Discussion in 'English Only' started by audiolaik, Jan 14, 2009.

  1. audiolaik

    audiolaik Senior Member

    Poland
    Poland, Polish
    Hello,

    I have just found the following expression in a listening exercise in a coursebook*:

    "I take that point on board."

    The following expression is used as an example of how to agree with a point during a discussion.
    Having looked up the phrase in question, I learnt that it means to understand or accept an idea or a piece of information. (source)

    Is it used in formal or informal situations?

    Thank you!

    * CPE Gold Plus
     
  2. teksch Senior Member

    San Diego, California
    English - American
    While the sentence is understandable, I have never heard the term in AE. I would not use it in formal writing. It should be written as "I'll take that point on board."
     
  3. Cagey post mod

    California
    English - US
    I associate this with the talk you hear at business meetings and similar contexts, and I think that is where it started. In this context it is suitable for formal. You could use it in a business letter.

    However, it is also used sometimes used as a response to advice in other situations. From the internet: 'thanks for the feedback, mate , I'll take that on board...

    *It's more often used with "that" by itself, than with "that point".
    "I take that point on board"; no Google hits.
    "I'll take that point on board", 16 Google hits.
    It is more frequent in the future form than in the present:
    "I take that on board" 121 Google hits.
    "I'll take that on board" 201 Google hits.
    "I'll take it on board" is also possible, but "that" is the more usual word.

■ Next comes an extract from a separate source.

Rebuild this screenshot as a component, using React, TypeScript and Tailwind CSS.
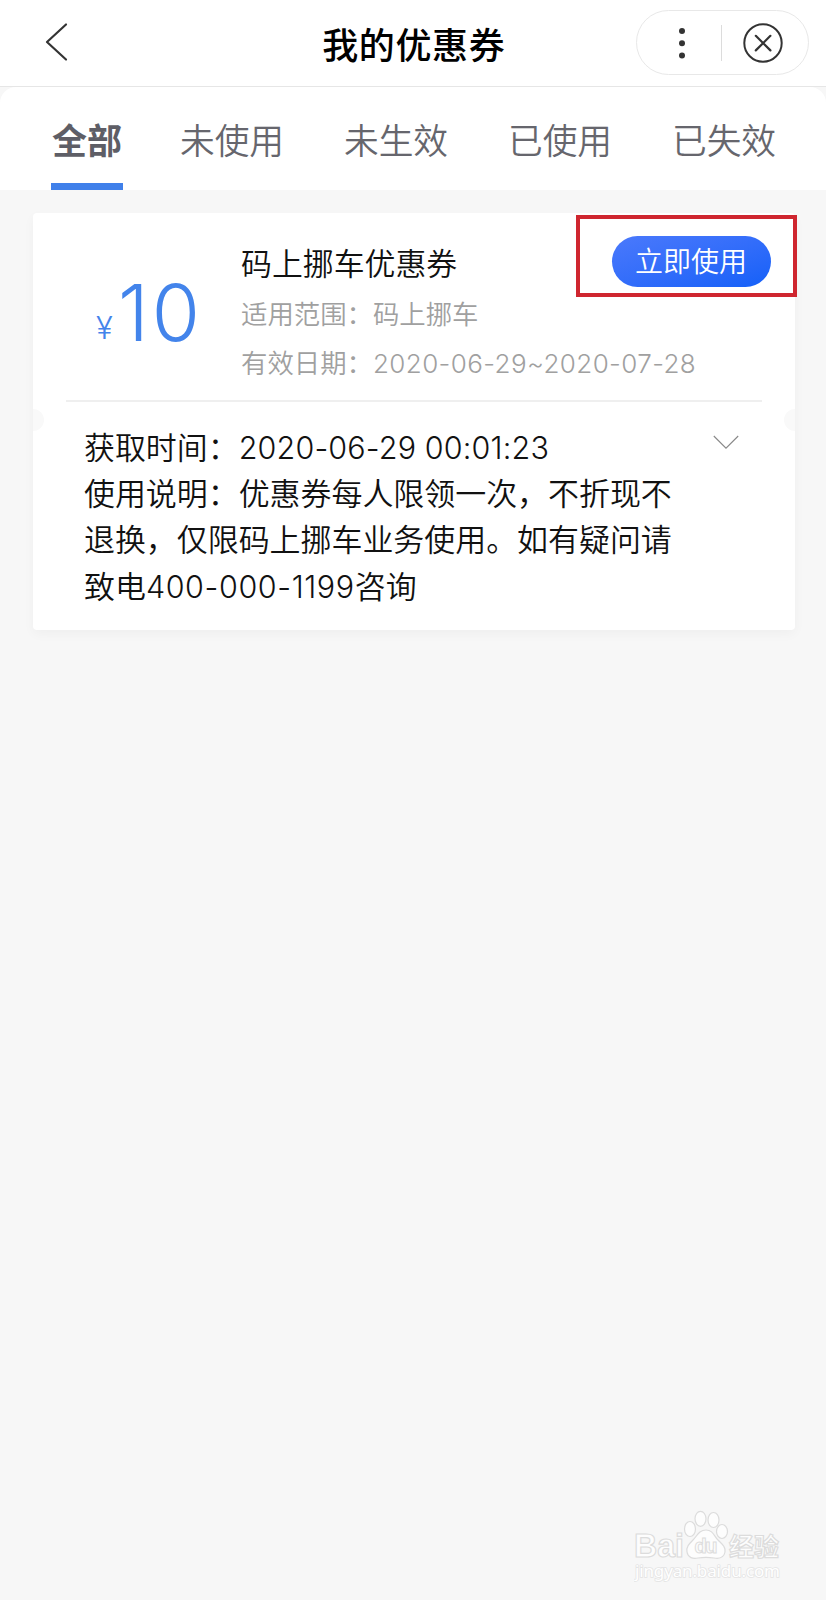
import React from "react";

const tabs = ["全部", "未使用", "未生效", "已使用", "已失效"];

function Latin({ children, className = "" }: { children: React.ReactNode; className?: string }) {
  return <span className={`font-['Inter','Noto_Sans_CJK_SC',sans-serif] ${className}`}>{children}</span>;
}

function Header() {
  return (
    <header className="grid h-[87px] grid-cols-[1fr_auto_1fr] items-center border-b border-[#e6e6e6] bg-white">
      <button aria-label="返回" className="ml-[45px] mb-[3px] w-6">
        <svg width="24" height="40" viewBox="0 0 24 40" fill="none" stroke="#333" strokeWidth="2.2" strokeLinecap="round" strokeLinejoin="round">
          <path d="M21 2.500 2 20 21 37.500" />
        </svg>
      </button>
      <h1 className="pl-[1.500px] text-[36px] font-medium leading-[44px] tracking-[0.600px] text-black">我的优惠券</h1>
      <div className="mb-[1px] mr-[17px] flex h-[65px] w-[173px] items-center justify-self-end rounded-full border border-[#e8e8e8]">
        <button aria-label="更多" className="ml-[39px] flex w-3 justify-center">
          <svg width="8" height="32" viewBox="0 0 8 32" fill="#333">
            <circle cx="4" cy="4" r="3" />
            <circle cx="4" cy="16.200" r="3" />
            <circle cx="4" cy="28.400" r="3" />
          </svg>
        </button>
        <div className="ml-[33px] h-9 w-px bg-[#dcdcdc]" />
        <button aria-label="关闭" className="ml-[20px]">
          <svg width="42" height="42" viewBox="0 0 42 42" fill="none" stroke="#333" strokeWidth="2" strokeLinecap="round">
            <circle cx="21" cy="21" r="18.700" />
            <path d="m13.800 13.800 14.600 14.600M28.400 13.800 13.800 28.400" strokeWidth="2.200" />
          </svg>
        </button>
      </div>
    </header>
  );
}

function Coupon() {
  return (
    <section className="relative ml-[33px] mt-[23px] h-[417px] w-[762px] rounded-[4px] bg-white shadow-[0_4px_12px_rgba(0,0,0,0.035)]">
      <div className="mx-[33px] flex h-[189px] border-b-2 border-[#efefef]">
        <div className="flex w-[142px] items-baseline pl-[30px] pt-[50px] text-[#4384eb]">
          <span className="relative top-[-2px] w-[22px] font-['Inter',sans-serif] text-[31px] font-light">¥</span>
          <Latin className="text-[78px] font-[350] leading-[100px] tracking-[3px]">10</Latin>
        </div>
        <div className="ml-[33px] pt-[26px] font-[350]">
          <h2 className="text-[30.900px] leading-[46px] text-[#111]">码上挪车优惠券</h2>
          <p className="mt-[3px] text-[26.400px] leading-[49px] text-[#a0a0a0]">适用范围：码上挪车</p>
          <p className="whitespace-nowrap text-[26.400px] leading-[49px] text-[#a0a0a0]">
            有效日期：<Latin className="text-[26px] font-[350] leading-none tracking-[0.400px]">2020-06-29~2020-07-28</Latin>
          </p>
        </div>
      </div>
      <div className="absolute right-[-2px] top-[2px] flex h-[82px] w-[221px] items-start justify-center border-4 border-[#cf262f] pl-[9px] pt-[17px]">
        <button className="h-[51px] w-[159px] rounded-full bg-linear-to-br from-[#4a79fc] to-[#1260f8] pb-[3px] text-[28px] font-[350] leading-[46px] text-white">立即使用</button>
      </div>
      <div className="absolute inset-x-0 top-[196px] flex h-[22px] justify-between overflow-hidden">
        <i className="h-[22px] w-[11px] rounded-r-full bg-[#f9f9f9]" />
        <i className="h-[22px] w-[11px] rounded-l-full bg-[#f9f9f9]" />
      </div>
      <div className="flex items-start pl-[51px] pt-[21px]">
        <div className="whitespace-nowrap text-[30.950px] font-[350] leading-[46.200px] text-[#111]">
          <p>获取时间：<Latin className="text-[30.500px] font-[350] leading-none tracking-[0.150px]">2020-06-29 00:01:23</Latin></p>
          <p>使用说明：优惠券每人限领一次，不折现不</p>
          <p>退换，仅限码上挪车业务使用。如有疑问请</p>
          <p>致电<Latin className="text-[30.500px] font-[350] leading-none tracking-[0.600px]">400-000-1199</Latin>咨询</p>
        </div>
        <svg className="ml-[41px] mt-[12px]" width="26" height="15" viewBox="0 0 26 15" fill="none" stroke="#888" strokeWidth="1.1">
          <path d="m.8 1 12.200 12.200L25.200 1" />
        </svg>
      </div>
    </section>
  );
}

function Watermark() {
  return (
    <svg className="absolute bottom-[10px] right-[12px]" width="180" height="80" viewBox="0 0 180 80" fill="#fdfdfd" stroke="#dcdcdc" strokeWidth="1.2">
      <text x="0" y="47" fontFamily="Liberation Sans, sans-serif" fontSize="34" fontWeight="700" textLength="50" lengthAdjust="spacingAndGlyphs">Bai</text>
      <ellipse cx="56" cy="19" rx="5.500" ry="7.500" />
      <ellipse cx="66.500" cy="8.800" rx="5.500" ry="7.500" />
      <ellipse cx="79.500" cy="10" rx="5.500" ry="7.500" />
      <ellipse cx="88" cy="21.500" rx="5.500" ry="7" />
      <path d="M72 20c-7 0-9 6-13 10-4 4-7 7-6 12 1 6 6 7 11 6 6-1 10-1 16 0 6 1 10-1 11-6 1-5-3-8-7-12-4-4-5-10-12-10Z" />
      <text x="60.500" y="43" fontFamily="Liberation Sans, sans-serif" fontSize="20" fontWeight="700" strokeWidth="1" textLength="23">du</text>
      <text x="95" y="45.500" fontFamily="Noto Sans CJK SC, sans-serif" fontSize="25" fontWeight="700">经验</text>
      <text x="1" y="67" fontFamily="Noto Sans, sans-serif" fontSize="17" fill="#fff" stroke="#e4e4e4" strokeWidth="1.600" paintOrder="stroke" textLength="145">jingyan.baidu.com</text>
    </svg>
  );
}

export default function App() {
  return (
    <div className="relative h-[1600px] w-[826px] overflow-hidden bg-[#f7f7f7] font-['Noto_Sans_CJK_SC',sans-serif]">
      <Header />
      <nav className="flex h-[103px] gap-[54px] rounded-t-[16px] bg-white pl-[51px]">
        {tabs.map((tab, index) => (
          <button
            key={tab}
            className={
              index === 0
                ? "w-[72px] shrink-0 whitespace-nowrap border-b-[7px] border-[#4080ea] pt-[6px] text-[35px] font-bold leading-[89px] text-[#5e5e66]"
                : "w-[110px] shrink-0 whitespace-nowrap border-b-[7px] border-transparent pt-[8px] text-[34.700px] font-[350] leading-[88px] text-[#66666d]"
            }
          >
            {tab}
          </button>
        ))}
      </nav>
      <Coupon />
      <Watermark />
    </div>
  );
}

    *Edit: My mistake. See correction in cycloneviv's post #5 below.
     
    Last edited: Jan 15, 2009
  4. audiolaik

    audiolaik Senior Member

    Poland
    Poland, Polish
    Thank you!
     
  5. cycloneviv

    cycloneviv Senior Member

    Perth, Western Australia
    English - Australia
    Curiously enough, I receive quite different Google results for the first set of sentences - the opposite results, in fact:

    "I take that point on board"; no Google hits. (I found 16 distinct results, not including this thread.)
    "I'll take that point on board", 16 Google hits. (I found 0 results, apart from this thread.)

    Could you have got the results mixed up, Cagey?
     
  6. Cagey post mod

    California
    English - US
    I did indeed. Thanks, Cycloneviv.
     
  7. redgiant Senior Member

    Cantonese, Hong Kong
    Can I use it as a response to someone who gives me an answer to a English question?

    A yells at B who is trying to find rules for English, "You can't reduce English to rules!"
    B: Okay. I'll take that on board.

    Does "take it on board" sound natural?
     
  8. sound shift Senior Member

    Derby (central England)
    English - England
    "To take something on board" in this sense sounds like office jargon to me, but I see that the version with the simple present ("I take that point on board") has been used a few times in parliamentary debates in the UK. I couldn't use it in an informal setting, and I feel inclined to avoid it altogether because it strikes me as deliberately vague and non-committal.
     
  9. Sun14

    Sun14 Senior Member

    Hong Kong
    Chinese
    How about "take someone on board"? Does it mean "bring someone on the ship"?
     
  10. sdgraham

    sdgraham Senior Member

    Oregon, USA
    USA English
    Perhaps. Are you literally talking about a ship? (or just trying to use a different form of the metaphor)
     
  11. Sun14

    Sun14 Senior Member

    Hong Kong
    Chinese
    I used it literally and the context is about the Noah and the Ark.
     
  12. sdgraham

    sdgraham Senior Member

    Oregon, USA
    USA English
    Noah took, not only people, but also animals, on board the Ark.:thumbsup:
     
  13. Sun14

    Sun14 Senior Member

    Hong Kong
    Chinese
    Thus, is it idiomatic to write the sentence “Noah didn’t take them on board in a great flood” in this context.